[begin GIVEN DATA]

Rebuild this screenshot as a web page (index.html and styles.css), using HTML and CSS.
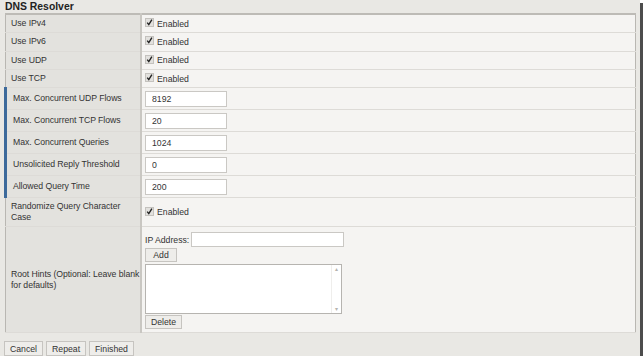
FILE: index.html
```html
<!DOCTYPE html>
<html lang="en">
<head>
  <meta charset="UTF-8">
  <title>DNS Resolver</title>
  <link rel="stylesheet" href="styles.css">
</head>
<body>
  <div class="window">
    <h1>DNS Resolver</h1>
    <table class="settings">
      <tr class="r-check">
        <td class="label">Use IPv4</td>
        <td class="value"><span class="chk"><svg class="box" viewBox="0 0 9 9"><rect x="0.5" y="0.5" width="8" height="8" fill="#e2e1de" stroke="#c4c2be"/><path d="M2.2 4.6 L3.8 6.6 L6.9 1.6" fill="none" stroke="#222" stroke-width="1.4"/></svg>Enabled</span></td>
      </tr>
      <tr class="r-check">
        <td class="label">Use IPv6</td>
        <td class="value"><span class="chk"><svg class="box" viewBox="0 0 9 9"><rect x="0.5" y="0.5" width="8" height="8" fill="#e2e1de" stroke="#c4c2be"/><path d="M2.2 4.6 L3.8 6.6 L6.9 1.6" fill="none" stroke="#222" stroke-width="1.4"/></svg>Enabled</span></td>
      </tr>
      <tr class="r-check">
        <td class="label">Use UDP</td>
        <td class="value"><span class="chk"><svg class="box" viewBox="0 0 9 9"><rect x="0.5" y="0.5" width="8" height="8" fill="#e2e1de" stroke="#c4c2be"/><path d="M2.2 4.6 L3.8 6.6 L6.9 1.6" fill="none" stroke="#222" stroke-width="1.4"/></svg>Enabled</span></td>
      </tr>
      <tr class="r-check">
        <td class="label">Use TCP</td>
        <td class="value"><span class="chk"><svg class="box" viewBox="0 0 9 9"><rect x="0.5" y="0.5" width="8" height="8" fill="#e2e1de" stroke="#c4c2be"/><path d="M2.2 4.6 L3.8 6.6 L6.9 1.6" fill="none" stroke="#222" stroke-width="1.4"/></svg>Enabled</span></td>
      </tr>
      <!-- campos con barra azul -->
      <tr class="r-field">
        <td class="label sub">Max. Concurrent UDP Flows</td>
        <td class="value"><input class="txt" type="text" value="8192"></td>
      </tr>
      <tr class="r-field">
        <td class="label sub">Max. Concurrent TCP Flows</td>
        <td class="value"><input class="txt" type="text" value="20"></td>
      </tr>
      <tr class="r-field">
        <td class="label sub">Max. Concurrent Queries</td>
        <td class="value"><input class="txt" type="text" value="1024"></td>
      </tr>
      <tr class="r-field">
        <td class="label sub">Unsolicited Reply Threshold</td>
        <td class="value"><input class="txt" type="text" value="0"></td>
      </tr>
      <tr class="r-field">
        <td class="label sub">Allowed Query Time</td>
        <td class="value"><input class="txt" type="text" value="200"></td>
      </tr>
      <tr class="r-rand">
        <td class="label">Randomize Query Character Case</td>
        <td class="value"><span class="chk"><svg class="box" viewBox="0 0 9 9"><rect x="0.5" y="0.5" width="8" height="8" fill="#e2e1de" stroke="#c4c2be"/><path d="M2.2 4.6 L3.8 6.6 L6.9 1.6" fill="none" stroke="#222" stroke-width="1.4"/></svg>Enabled</span></td>
      </tr>
      <tr class="r-hints">
        <td class="label">Root Hints (Optional: Leave blank for defaults)</td>
        <td class="value">
          <div class="ip-line">IP Address: <input class="ip" type="text"></div>
          <button class="btn add">Add</button>
          <div class="list">
            <textarea></textarea>
            <div class="scroll"><span>&#9652;</span><span>&#9662;</span></div>
          </div>
          <button class="btn">Delete</button>
        </td>
      </tr>
    </table>
    <div class="actions">
      <button class="btn">Cancel</button>
      <button class="btn">Repeat</button>
      <button class="btn">Finished</button>
    </div>
  </div>
</body>
</html>
```
FILE: styles.css
```css
html, body {
  margin: 0;
  padding: 0;
  background: #fff;
}
body {
  font-family: "Liberation Sans", Arial, sans-serif;
  font-size: 8.7px;
  color: #333;
}
.window {
  width: 640px;
  height: 356px;
  box-sizing: border-box;
  background: #e9e8e4;
  box-shadow: 3px 3px 0 #4d4d4d;
  padding: 0 4px;
}
h1 {
  margin: 0;
  padding: 1px 0 0 1px;
  height: 12px;
  line-height: 12px;
  font-size: 10.4px;
  font-weight: bold;
  color: #222;
}
.settings {
  width: 632px;
  table-layout: fixed;
  border-collapse: collapse;
  border: 1px solid #b9b7b2;
  border-top: 2px solid #bdbbb6;
}
.settings td {
  padding: 0;
  border-bottom: 1px solid #dddbd7;
  vertical-align: middle;
}
.label {
  width: 129px;
  background: #e3e2de;
  border-right: 2px solid #c9c7c2;
  padding-left: 5px !important;
  line-height: 11px;
  letter-spacing: -0.05px;
}
.label.sub {
  border-left: 3px solid #3d6a9b;
  padding-left: 6px !important;
}
.value {
  background: #f5f4f2;
  padding-left: 3px !important;
}
.r-check td { height: 17.3px; }
.r-field td { height: 21px; }
.r-rand td { height: 28px; }
.r-hints td { height: 105px; }

.chk {
  display: flex;
  align-items: center;
  gap: 3px;
}
.box {
  width: 9px;
  height: 9px;
  margin-top: -2px;
}
.txt {
  box-sizing: border-box;
  width: 82px;
  height: 16px;
  border: 1px solid #cac8c4;
  background: #fff;
  font: inherit;
  color: #333;
  padding: 0 6px;
  margin: 0;
  display: block;
}
.ip-line {
  display: flex;
  align-items: center;
  gap: 2px;
  margin-top: 2px;
}
.ip {
  box-sizing: border-box;
  width: 153px;
  height: 15px;
  border: 1px solid #cac8c4;
  background: #fff;
  margin: 0;
}
.list {
  display: flex;
  box-sizing: border-box;
  width: 197px;
  height: 50px;
  margin: 2px 0 1px;
  border: 1px solid #b6b4b0;
  background: #fff;
}
.list textarea {
  flex: 1;
  border: none;
  resize: none;
  margin: 0;
  padding: 0;
  outline: none;
}
.scroll {
  width: 9px;
  display: flex;
  flex-direction: column;
  justify-content: space-between;
  align-items: center;
  color: #b5b3af;
  font-size: 6px;
  line-height: 8px;
  border-left: 1px solid #efeeec;
}
.btn {
  display: block;
  font: inherit;
  color: #333;
  background: #eeedea;
  border: 1px solid #c6c4c0;
  border-radius: 0;
  height: 14px;
  padding: 0 5px;
  margin: 1px 0 0;
  line-height: 12px;
}
.btn.add {
  min-width: 32px;
}
.actions {
  display: flex;
  gap: 3px;
  margin-top: 7px;
}
.actions .btn {
  height: 15px;
  padding: 0 5px;
}
```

[end GIVEN DATA]

SET PROBLEM:
Every line of the data should be copied as it stands, without the images.

EXPECTED ANSWER:
Rebuild this screenshot as a web page (index.html and styles.css), using HTML and CSS.
FILE: index.html
```html
<!DOCTYPE html>
<html lang="en">
<head>
  <meta charset="UTF-8">
  <title>DNS Resolver</title>
  <link rel="stylesheet" href="styles.css">
</head>
<body>
  <div class="window">
    <h1>DNS Resolver</h1>
    <table class="settings">
      <tr class="r-check">
        <td class="label">Use IPv4</td>
        <td class="value"><span class="chk"><svg class="box" viewBox="0 0 9 9"><rect x="0.5" y="0.5" width="8" height="8" fill="#e2e1de" stroke="#c4c2be"/><path d="M2.2 4.6 L3.8 6.6 L6.9 1.6" fill="none" stroke="#222" stroke-width="1.4"/></svg>Enabled</span></td>
      </tr>
      <tr class="r-check">
        <td class="label">Use IPv6</td>
        <td class="value"><span class="chk"><svg class="box" viewBox="0 0 9 9"><rect x="0.5" y="0.5" width="8" height="8" fill="#e2e1de" stroke="#c4c2be"/><path d="M2.2 4.6 L3.8 6.6 L6.9 1.6" fill="none" stroke="#222" stroke-width="1.4"/></svg>Enabled</span></td>
      </tr>
      <tr class="r-check">
        <td class="label">Use UDP</td>
        <td class="value"><span class="chk"><svg class="box" viewBox="0 0 9 9"><rect x="0.5" y="0.5" width="8" height="8" fill="#e2e1de" stroke="#c4c2be"/><path d="M2.2 4.6 L3.8 6.6 L6.9 1.6" fill="none" stroke="#222" stroke-width="1.4"/></svg>Enabled</span></td>
      </tr>
      <tr class="r-check">
        <td class="label">Use TCP</td>
        <td class="value"><span class="chk"><svg class="box" viewBox="0 0 9 9"><rect x="0.5" y="0.5" width="8" height="8" fill="#e2e1de" stroke="#c4c2be"/><path d="M2.2 4.6 L3.8 6.6 L6.9 1.6" fill="none" stroke="#222" stroke-width="1.4"/></svg>Enabled</span></td>
      </tr>
      <!-- campos con barra azul -->
      <tr class="r-field">
        <td class="label sub">Max. Concurrent UDP Flows</td>
        <td class="value"><input class="txt" type="text" value="8192"></td>
      </tr>
      <tr class="r-field">
        <td class="label sub">Max. Concurrent TCP Flows</td>
        <td class="value"><input class="txt" type="text" value="20"></td>
      </tr>
      <tr class="r-field">
        <td class="label sub">Max. Concurrent Queries</td>
        <td class="value"><input class="txt" type="text" value="1024"></td>
      </tr>
      <tr class="r-field">
        <td class="label sub">Unsolicited Reply Threshold</td>
        <td class="value"><input class="txt" type="text" value="0"></td>
      </tr>
      <tr class="r-field">
        <td class="label sub">Allowed Query Time</td>
        <td class="value"><input class="txt" type="text" value="200"></td>
      </tr>
      <tr class="r-rand">
        <td class="label">Randomize Query Character Case</td>
        <td class="value"><span class="chk"><svg class="box" viewBox="0 0 9 9"><rect x="0.5" y="0.5" width="8" height="8" fill="#e2e1de" stroke="#c4c2be"/><path d="M2.2 4.6 L3.8 6.6 L6.9 1.6" fill="none" stroke="#222" stroke-width="1.4"/></svg>Enabled</span></td>
      </tr>
      <tr class="r-hints">
        <td class="label">Root Hints (Optional: Leave blank for defaults)</td>
        <td class="value">
          <div class="ip-line">IP Address: <input class="ip" type="text"></div>
          <button class="btn add">Add</button>
          <div class="list">
            <textarea></textarea>
            <div class="scroll"><span>&#9652;</span><span>&#9662;</span></div>
          </div>
          <button class="btn">Delete</button>
        </td>
      </tr>
    </table>
    <div class="actions">
      <button class="btn">Cancel</button>
      <button class="btn">Repeat</button>
      <button class="btn">Finished</button>
    </div>
  </div>
</body>
</html>
```
FILE: styles.css
```css
html, body {
  margin: 0;
  padding: 0;
  background: #fff;
}
body {
  font-family: "Liberation Sans", Arial, sans-serif;
  font-size: 8.7px;
  color: #333;
}
.window {
  width: 640px;
  height: 356px;
  box-sizing: border-box;
  background: #e9e8e4;
  box-shadow: 3px 3px 0 #4d4d4d;
  padding: 0 4px;
}
h1 {
  margin: 0;
  padding: 1px 0 0 1px;
  height: 12px;
  line-height: 12px;
  font-size: 10.4px;
  font-weight: bold;
  color: #222;
}
.settings {
  width: 632px;
  table-layout: fixed;
  border-collapse: collapse;
  border: 1px solid #b9b7b2;
  border-top: 2px solid #bdbbb6;
}
.settings td {
  padding: 0;
  border-bottom: 1px solid #dddbd7;
  vertical-align: middle;
}
.label {
  width: 129px;
  background: #e3e2de;
  border-right: 2px solid #c9c7c2;
  padding-left: 5px !important;
  line-height: 11px;
  letter-spacing: -0.05px;
}
.label.sub {
  border-left: 3px solid #3d6a9b;
  padding-left: 6px !important;
}
.value {
  background: #f5f4f2;
  padding-left: 3px !important;
}
.r-check td { height: 17.3px; }
.r-field td { height: 21px; }
.r-rand td { height: 28px; }
.r-hints td { height: 105px; }

.chk {
  display: flex;
  align-items: center;
  gap: 3px;
}
.box {
  width: 9px;
  height: 9px;
  margin-top: -2px;
}
.txt {
  box-sizing: border-box;
  width: 82px;
  height: 16px;
  border: 1px solid #cac8c4;
  background: #fff;
  font: inherit;
  color: #333;
  padding: 0 6px;
  margin: 0;
  display: block;
}
.ip-line {
  display: flex;
  align-items: center;
  gap: 2px;
  margin-top: 2px;
}
.ip {
  box-sizing: border-box;
  width: 153px;
  height: 15px;
  border: 1px solid #cac8c4;
  background: #fff;
  margin: 0;
}
.list {
  display: flex;
  box-sizing: border-box;
  width: 197px;
  height: 50px;
  margin: 2px 0 1px;
  border: 1px solid #b6b4b0;
  background: #fff;
}
.list textarea {
  flex: 1;
  border: none;
  resize: none;
  margin: 0;
  padding: 0;
  outline: none;
}
.scroll {
  width: 9px;
  display: flex;
  flex-direction: column;
  justify-content: space-between;
  align-items: center;
  color: #b5b3af;
  font-size: 6px;
  line-height: 8px;
  border-left: 1px solid #efeeec;
}
.btn {
  display: block;
  font: inherit;
  color: #333;
  background: #eeedea;
  border: 1px solid #c6c4c0;
  border-radius: 0;
  height: 14px;
  padding: 0 5px;
  margin: 1px 0 0;
  line-height: 12px;
}
.btn.add {
  min-width: 32px;
}
.actions {
  display: flex;
  gap: 3px;
  margin-top: 7px;
}
.actions .btn {
  height: 15px;
  padding: 0 5px;
}
```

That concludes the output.